The Diet Coke Bubble Also Pops

With everyone focusing on the stock market and debating whether the second tech bubble has finally popped as it tends to do every so many years, another bubble also appears to have burst, and this time it is literally a bubble – that in carbonated diet coke. The WSJ reported that “for 13 years running, Americans have been drinking less Coke. Now Diet Coke sales are falling off a cliff. Globally, sales growth of soda is slowing amid concerns about sugar intake and obesity.”

The trends are industrywide, but it is especially bad news for Coca-Cola Co. a company that derives almost 75% of its global sales volume from carbonated soft drinks. “Sugar water with bubbles is not the future of the world. There’s an existential issue,” said Tom Pirko, an industry consultant at Bevmark LLC.

Maybe. But don’t tell that to the Atlanta-based company which instead of diversifying is doubling down by “boosting advertising, introducing new products, and using singer Taylor Swift as a pitchwoman.”

The chart below summarizes the problem: while sales of Coke’s flagship product, Coca-Cola, are down almost 10% since 2007, the real pain is in the Diet product whose sales have tumbled at double that rate.

The main reason for Diet Coke’s woes: aspartame.

Coke is defending aspartame, the main artificial sweetener in diet soda, citing more than 200 studies affirming its safety. At the same time, it plans to roll out Coca-Cola Life, a moderate-calorie version sweetened with stevia plant extract, across more countries, after releasing the drink in Argentina and Chile last year.

For now, judging by actual sales numbers, the consumers aren’t buying it.

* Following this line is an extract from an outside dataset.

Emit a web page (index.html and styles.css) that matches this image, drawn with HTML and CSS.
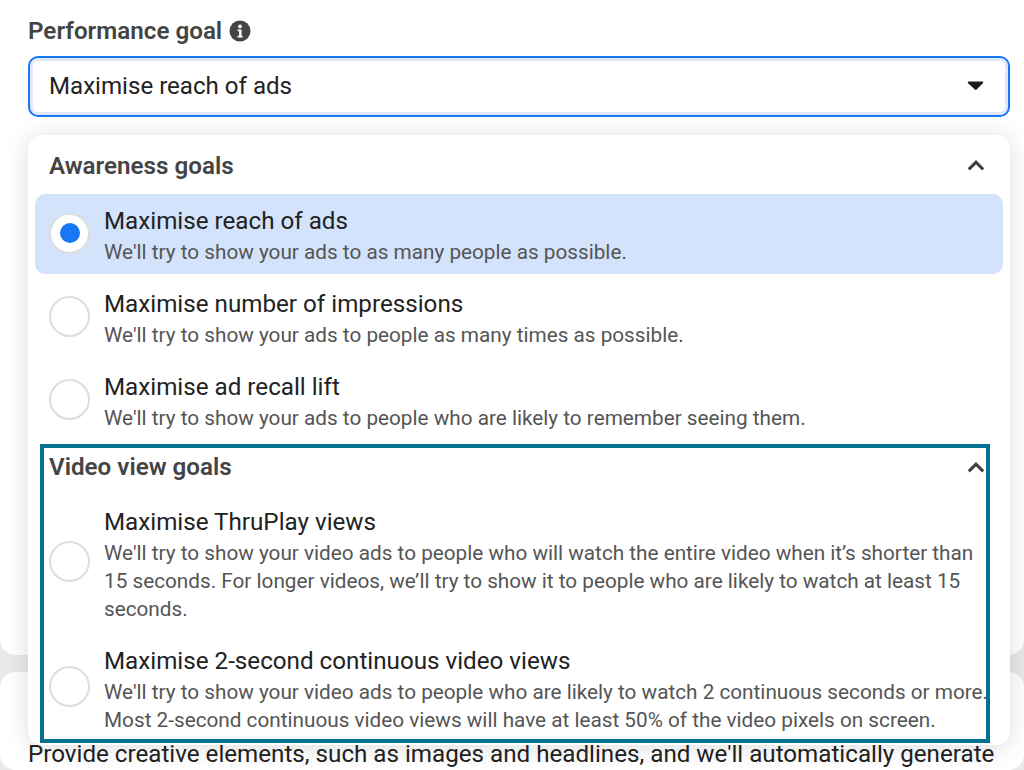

The pace of Coke’s global soda volume growth slowed to 1% last year from 3% in 2012 as concerns about health and obesity spread. Last month the World Health Organization suggested that individuals limit consumption of added sugars in food and drinks to 6 teaspoons a day—less than the 9 teaspoons in a 12-ounce can of Coke.

 

The new drag on Coke’s U.S. business is diet soda. Diet Coke volume has been down for eight straight years, accelerating the decline in the past three. Diet Coke sales plunged 6.8%, in volume terms last year, according to Beverage Digest. Diet Pepsi sales fell 6.9%, but PepsiCo, with its enormous snacks and foods business, is far less dependent on soda than Coke is.

 

Soda volume in Mexico, Coke’s second-largest market, have fallen an estimated 5% or more since the country introduced a tax on sugary beverages in January.

And visually:

The worst news for the food and beverage industry: if Americans (and Mexicans) are starting to care about the content of what they put in their mouth, the repercussions could be dire not only for soda companies, but certainly for makers of fast food – because it only takes a quick google search to find out just what is actually contained in that tasty-looking fried “burger.”

On the other hand, with most untainted food products getting increasingly more expensive, it is doubtful if even the health considerations of the majority would trump their inability to purchase anything more nutritious than readily available fast food, which incidentally is also the reason for America’s creeping healthcare catastrophe.